Sarkozy won the leadership of the conservative UMP party in a key step toward a possible presidential run in 2017. Party officials said Sarkozy won 64.5 percent of votes cast November 29, 2014 by party members. Some analysts said he won by a lower margin than expected.
Former French President Nicolas Sarkozy won a court battle on 26 May 2015 for the right to rename his conservative party “The Republicans”. The move was seen as a prelude to his attempt to win back the presidency in 2017. A Paris judge dismissed demands for an emergency ban on Sarkozy’s plan to change his party’s name from the Union for a Popular Movement (UMP). Dozens of people filed an emergency complaint to stop the rebranding. They argued that the name, by alluding to France’s Fifth Republic, was an attempt by the political right to usurp the values of the entire nation.

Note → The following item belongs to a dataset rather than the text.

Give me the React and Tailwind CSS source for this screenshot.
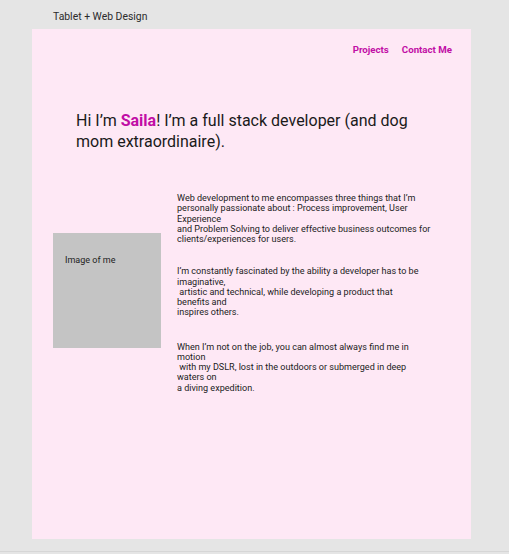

The seven candidates vying for France’s conservative presidential nomination in November 2016 faced off on 13 October 2016 in a live television debate. The right-wing presidential hopefuls, including former president Nicolas Sarkozy, clashed over France’s floundering economy, terrorism and the hot-button issue of Islam in France, in this first of three debates. Sarkozy and former prime minister Alain Juppé are the frontrunners in the primary contest. Therefore lawmakers and outsider candidates Bruno Le Maire, François Fillon, Nathalie Kosciusko-Morizet, Jean-François Copé, and Jean-Frédéric Poisson, were hoping the seize on the debate to rally support and close the gap in the polls. All the presidential hopefuls, with the exception of Poisson, were members of France’s main opposition right-wing Les Républicains party. Poisson hailed from the allied Christian Democratic Party.